Lifetimes and quantum efficiencies of quantum dots deterministically positioned in photonic-crystal waveguides

TL;DR

This paper demonstrates the deterministic positioning of quantum dots within photonic-crystal waveguides to control their emission properties, enabling advancements in quantum photonic circuits.

Contribution

It introduces a spectroscopy-based method for precise placement of quantum dots in nanophotonic structures, enhancing emission control capabilities.

Findings

Quantum dot emission can be suppressed or enhanced depending on positioning.

Positioning quantum dots enables control over emission direction and decay rates.

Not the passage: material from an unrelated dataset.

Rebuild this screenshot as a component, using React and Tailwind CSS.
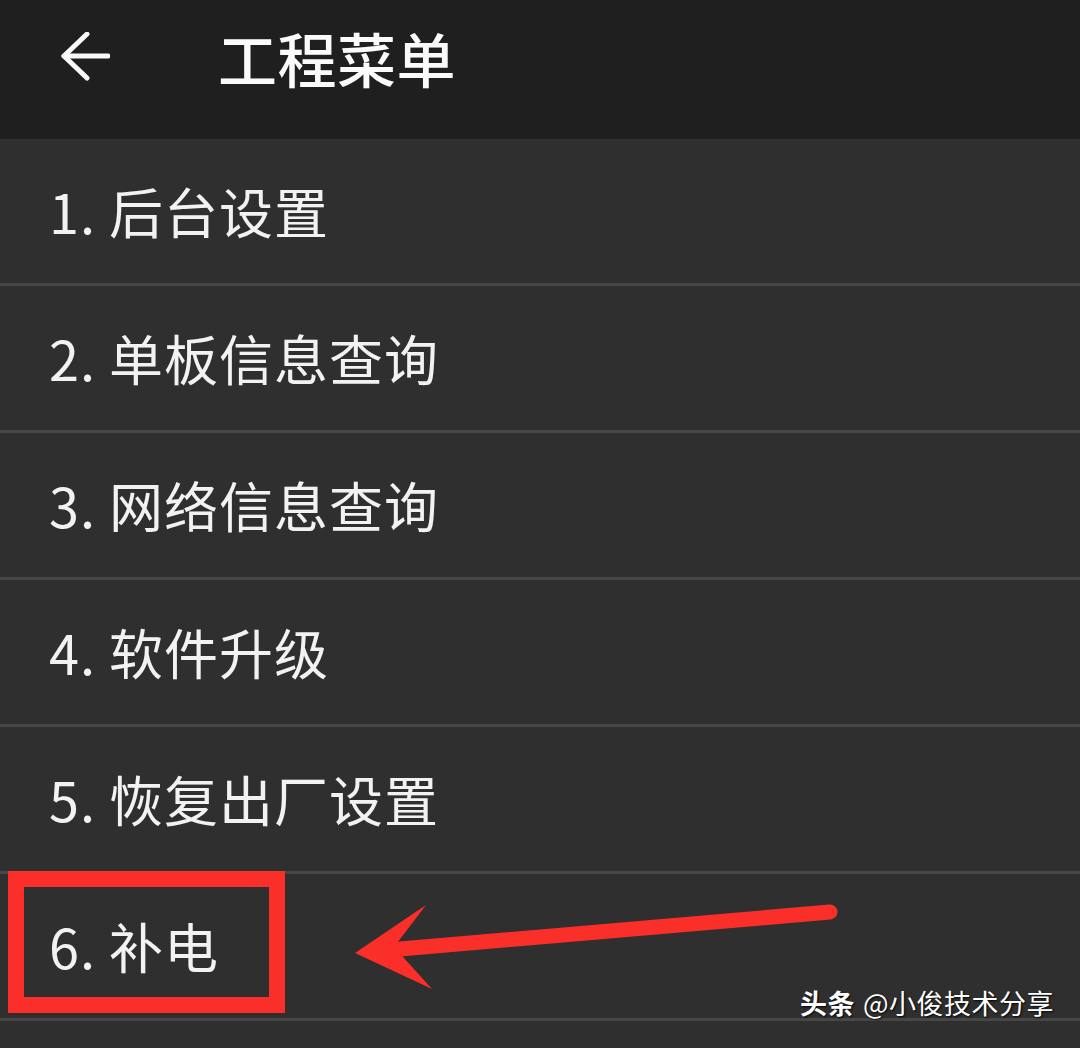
import React from 'react';

const items = [
  '1. 后台设置',
  '2. 单板信息查询',
  '3. 网络信息查询',
  '4. 软件升级',
  '5. 恢复出厂设置',
  '6. 补电',
];

const BackArrow = () => (
  <svg width="50" height="50" viewBox="0 0 50 50" fill="none">
    <path d="M48 24H4" stroke="#fafafa" strokeWidth="5" strokeLinecap="round" />
    <path d="M27 2L4 24L27 46" stroke="#fafafa" strokeWidth="5" strokeLinecap="round" strokeLinejoin="round" />
  </svg>
);

const App = () => {
  return (
    <div
      className="relative w-[1080px] h-[1048px] overflow-hidden bg-[#2f2f2f] text-[#f2f2f2]"
      style={{ fontFamily: '"Noto Sans CJK SC", "Noto Sans", sans-serif' }}
    >
      {/* Header */}
      <div className="h-[139px] bg-[#1f1f1f]">
        <div className="h-[114px] flex items-center">
          <div className="ml-[60px] w-[158px] flex items-center">
            <BackArrow />
          </div>
          <h1 className="text-[59px] font-medium leading-none tracking-[0.5px] text-[#fafafa]">工程菜单</h1>
        </div>
      </div>

      {/* Menu list */}
      <div className="flex flex-col">
        {items.map((label) => (
          <div key={label} className="flex flex-col">
            <div className="h-[144px] flex items-center pl-[49px] text-[54px] leading-none tracking-[1px]">
              {label}
            </div>
            <div className="h-[3px] bg-[#474747]" />
          </div>
        ))}
        <div className="h-[144px]" />
      </div>

      {/* Annotation box */}
      <div className="absolute left-[8px] top-[871px] w-[277px] h-[142px] border-[16px] border-[#fb2f29]" />

      {/* Annotation arrow */}
      <svg className="absolute left-0 top-0" width="1080" height="1048" viewBox="0 0 1080 1048" fill="none">
        <line x1="830" y1="912" x2="400" y2="949" stroke="#fb2f29" strokeWidth="15" strokeLinecap="round" />
        <polygon points="355,953 426,905 394,947 432,989" fill="#fb2f29" />
      </svg>

      {/* Watermark */}
      <div
        className="absolute left-[800px] top-[989px] flex items-center gap-[8px] text-[27px] leading-none tracking-[0.5px] text-white"
        style={{ textShadow: '1px 1px 2px rgba(0,0,0,0.9)' }}
      >
        <span className="font-bold">头条</span>
        <span>@小俊技术分享</span>
      </div>
    </div>
  );
};

export default App;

Photonic-crystal waveguides can be used to manipulate single-photon emission.

Abstract

Interfacing single emitters and photonic nanostructures enables modifying their emission properties, such as enhancing individual decay rates or controlling the emission direction. To achieve full control, the single emitter must be positioned in the nanostructures deterministically. Here, we use spectroscopy to gain spectral and spatial information about individual quantum dots in order to position each emitter in a pre-determined location in a unit cell of a photonic-crystal waveguide. Depending on the spatial and spectral positioning within the structured nanophotonic mode, we observe that the quantum dot emission can either be suppressed or enhanced. These results demonstrate the capacity of photonic-crystal waveguides to control the emission of single photons and that the ability to position quantum dots will be crucial to the creation of complex multi-emitter quantum photonic circuits.